Parallel restore This is absolutely required if time is the issue as serious systems may perform much better in such case.

As usually when need arises there is no time to implement solid solution which will work for a lot of people so we get by with few quick and dirty shell scripts to do this.

About Peter Zaitsev

Peter managed the High Performance Group within MySQL until 2006, when he founded Percona. Peter has a Master's Degree in Computer Science and is an expert in database kernels, computer hardware, and application scaling.

Comments

  1. Nav says:

    Does mysqlimport using user-threads speed up import for a single large table?

    Or

    Is it only beneficial while importing multiple tables [files]?

    Thanks
    Nav

  2. I think all of these ideas could be implemented as a wrapper for standard mysqldump:
    1) Script reads tables list and spawns N mysqldump processes, when one process finishes its work, then script starts dumping next table… (I think it could be really nice parallel dump and file-per-table implementation)

    2) Safe dump… harder to implement, but I think it is possible.

    3) Parallel restore: The same engine, but now it would feed dump files to mysql processes.

  3. Shlomo Priymak says:

    Does anyone have such a script? It could be usefull as a starting point.
    In my opinion mysql should have those features added though.

  4. Brian Aker says:

    Hi!

    Dump in parallel – Good idea, but hard to implement currently unless you can handle the fact that you would have to lock the database.

    Dump each table in its own file – We have that in tab format.

    Parallel restore – 5.1′s import has this ability (and can be used with any version of MySQL).

    Cheers,
    -Brian

  5. You can already dump in parallel… just use a WHERE clause and divide the PK space in 1/2….

    Parallel restore is a bit harder….. You’d DEF see a boost if you did it on both a master AND the slave at the same.

    The #1 wish *I* wanted is the ability to write slave replication values to a temp file…. we hacked a version of our mysqldump to do this and I need to release a patch.

    Speaking of which…. we’ve implemented a mysqlslavesync command which takes a source MySQL server as the command line and syncs the local slave machine with its snapshot and puts the machine into production as a replicated slave.

    All with one command line :)

    It uses SSH agent to auth on the remote end…. I need to release that too :)

  6. peter says:

    Thanks Brian,

    Parallel Dump – Right. However in some cases such as recovery or if you want to take dump/restore path for the upgrade to new MySQL Version you do not care about the lock, you have exclusive access to MySQL Server anyway- you just want it fast.

    Tab format gets close but not exactly, because it only works with single database so wrapper is needed for multiple databases plus this means getting consistent backup for all database is hard.

    Thanks for parallel import note.

  7. peter says:

    Kevin,

    Well, Parallel dump for the single table would also be nice but at least easy way to deal with multiple tables would be nice.

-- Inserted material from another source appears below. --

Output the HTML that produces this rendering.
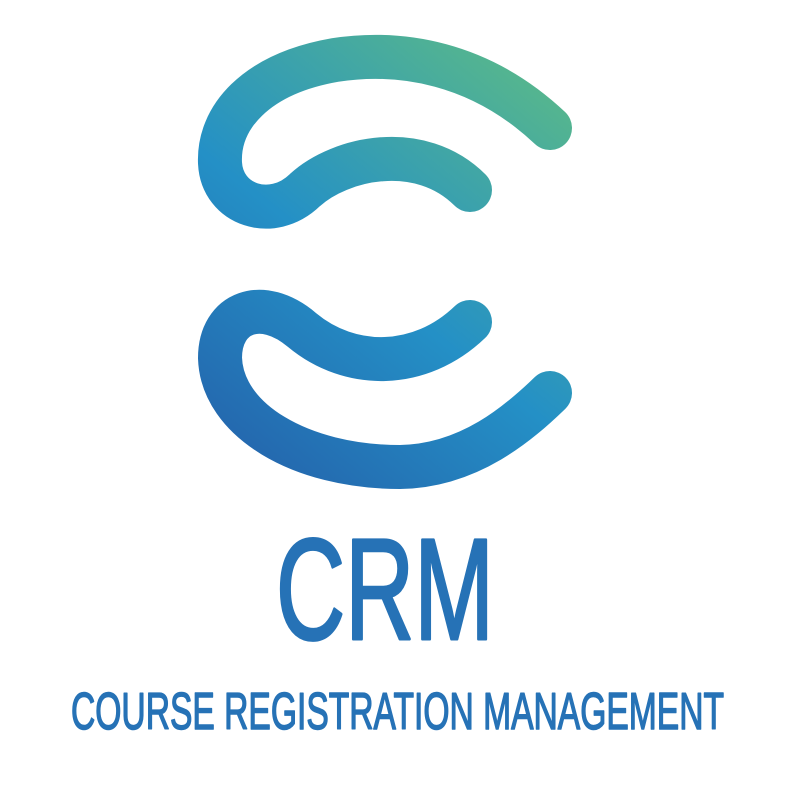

    Regarding slave information I agree with you – the fact this info is hidden inside monster sql-dump file makes it rather inconvenient.

    mysqlslavesync – cool. I however prefer scripted binary copy in such case for example with LVM. It of course requires slave down but when your’re reloading data via mysqldump you will have some incomplete tables anyway.

    MMM tool has such script as the part of it.

  8. Hey …..

    WRT mysqlslavesync…

    I agree. Binary copy is nice.

    We have two internal mechanims now. ‘dump’ and ‘hotcopy’ .. one uses mysqldump and the other uses mysqlhotcopy….

    Adding LVM snapshot and/or ZFS snapshots would be nice too. I think the script will be easy enough to extend.

    I’ll put it up on google code or code.tailrank.com tomorrow.

    Kevin

  9. Larry Damman says:

    While we’re requesting features, I have one that I’d love to see implemented. It would be similar to –master-data=1 except it would get the Exec_Master_Log_Pos from the “SHOW SLAVE STATUS” command. This way you could (easily) create a sibling of the dumped db instead of a child. This would come in handy when you take your backups/snapshots off of a slave in order to keep the master running smoothly.

  10. peter says:

    Larry,

    Absolutely. This is why in MMM backup tools we store both SHOW SLAVE STATUS and SHOW MASTER STATUS info so you can when use it to restore master and do point in time recovery using binary log or restore slave and get it going.

  11. fr3nd says:

    I wrote a quick and dirty wrapper in python that launches many threads with mysqldump. Each thread stores the result in memory and waits for the preceding one. That’s the reason why it could be so memory consuming with databases with large tables.

    You can find it here: http://www.fr3nd.net/projects/mysqlpdump

    It’s pretty raw at the moment, but it can be used as skeleton to build something more complex.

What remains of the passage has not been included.